Higo Hosokawa Garden: a calm Japanese-style garden with a samurai history

Places | April 29, 2021

Higo Hosokawa Garden is one of those hidden spots that people discover by chance and then wonder how come they didn’t know about it before. Myself included.

It’s a traditional Japanese-style garden with a pond, a bridge, forest on a hill, stone structures such as lanterns and a pagoda, a large variety of trees and other plants, a bamboo water fountain and various other things you’d expect to find in a garden of this kind.

Let’s walk right in (don’t worry if you lost your wallet, the admission is free).

Just beyond the main gate, we are greeted with a very scenic pond that looks like it’s been here unchanged for ages.

If you look carefully, you will find a heron, and ducks swimming here and there.

On the information board in front of the entrance, there is a depiction of the garden from the Meiji period. Today, the scenery looks nearly identical.

Facing the pond, there is a two-story building called Shouseikaku where you can experience the atmosphere of the Taisho period (the building is actually older, but was renovated during Taisho).

It features a tearoom where you can enjoy matcha and Japanese sweets, a meeting space that can be used with advance reservation, and an observation room overlooking the park on the 2nd floor. It was used as a study room of the Hosokawa family.

Hosokawa?

During the Edo period, the grounds of this garden used to be a suburban residence of the Hosokawa samurai clan, the feudal lords who ruled the major part of the Higo region in present-day Kumamoto prefecture. After World War II, the land changed hands several times and eventually became a public park.

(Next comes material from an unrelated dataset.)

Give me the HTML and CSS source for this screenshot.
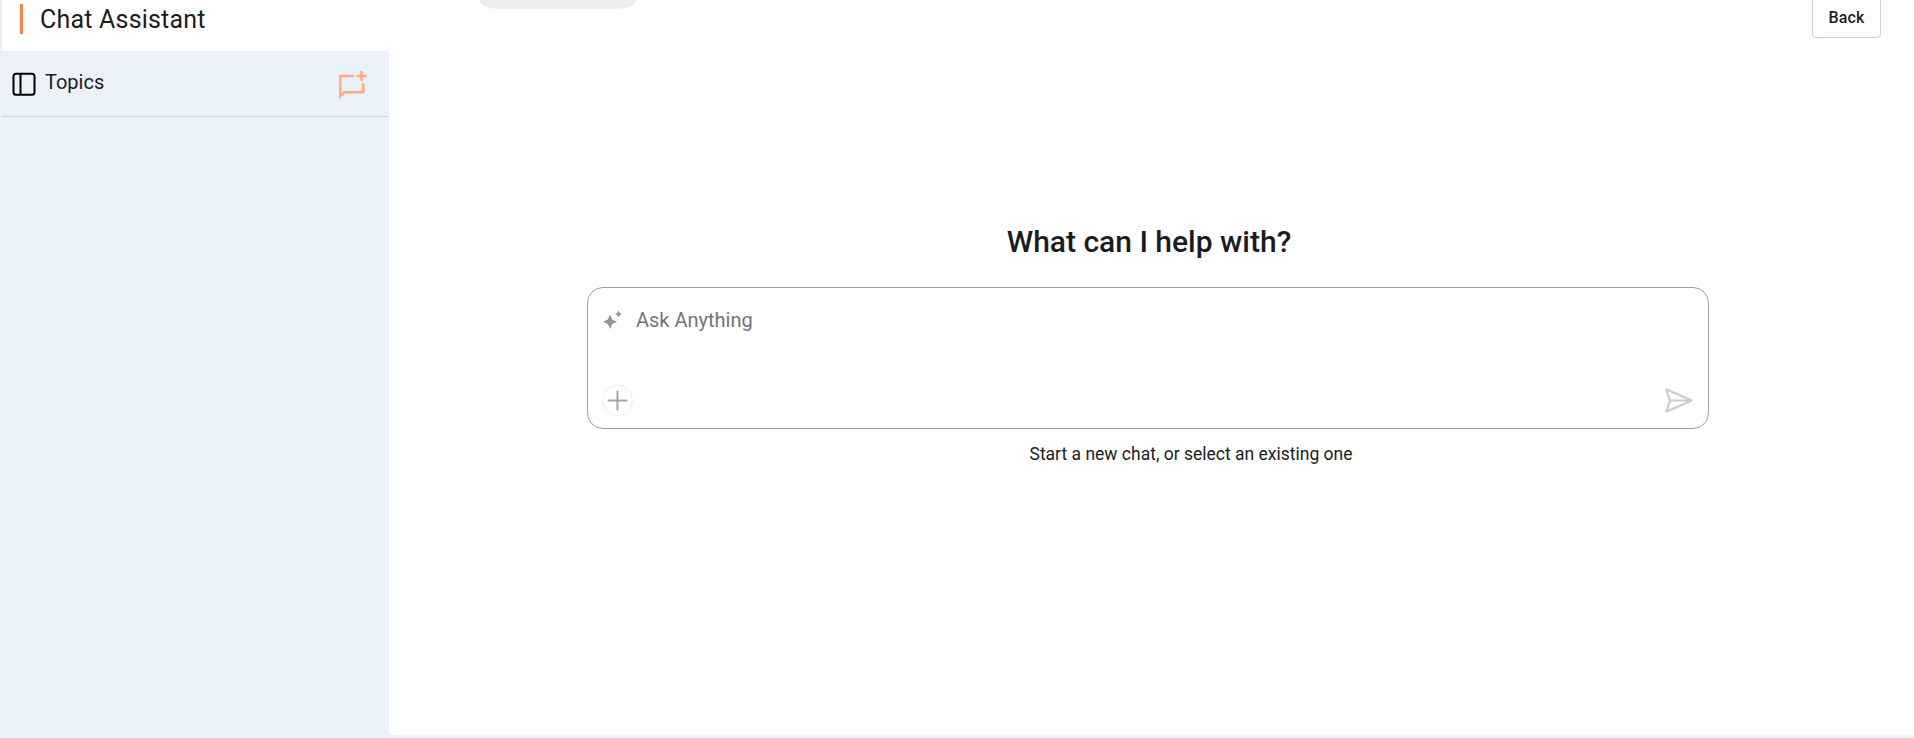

Each room in this building is named after each of the six flowers of Higo, collectively named “Higo Rokka”. They are flowers unique to the Kumamoto region: Higo chrysanthemum, Higo camellia, Higo sasanqua, Higo iris, Higo morning glory, and Higo peony.

Illustration: source

The breeding method, started by the Hosokawa family as one of the samurai accomplishments, is a secret that has been handed down to the present and is kept by the preservation group that takes care of the flowers.

Let’s continue looking around.

Following the path in front of the building, we can find a bamboo water fountain — commonly called sozu or shishi-odoshi — that makes the typical sharp sound when the bamboo tube hits the rock (just like in this intense Kill Bill scene). This sound is quite possibly the loudest sound you’ll ever find in a Japanese style garden.

Originally, with this sound, the bamboo fountains were used to scare away animals that posed a threat to agriculture or plants in the garden (such as crows, deer, or boars), but nowadays they are part of the visual design of gardens.

Passing the fountain, we head up a hill that has been transformed into a forest.

With so much shade, it’s definitely a good escape in the summer heat!

If I saw these pictures without knowing where they were taken, I would never believe this was somewhere in the middle of Tokyo.

At the top of the hill, there is another building — Eisei Bunko Museum. It’s a museum that houses the Hosokawa family collection, including historical documents and artwork.

There is no end to the beautiful scenic views as we walk down the hill and back to the pond.

Walking around the pond, we can notice something interesting — the management of the garden came up with the idea of making bamboo covers to hide those unsightly manholes on the grounds. A smart idea to keep the aesthetics of the garden!

As always, make sure to check the gallery for the full set of pictures.

 

And we have come to the bonus feature.

Every year, the Higo Hosokawa Garden holds a fantastic illumination event that starts at the end of November.

Higo Hosokawa Garden autumn illumination (photo: source). The cone-shaped covers over the trees are part of the illumination but at the same time serve as protection from snow that might damage the branches.
Carved bamboo sticks with light inside. Photo: source

The garden is adjacent to another big garden known as Chinzanso that surrounds an even more secret spot — but let’s keep that for some other time.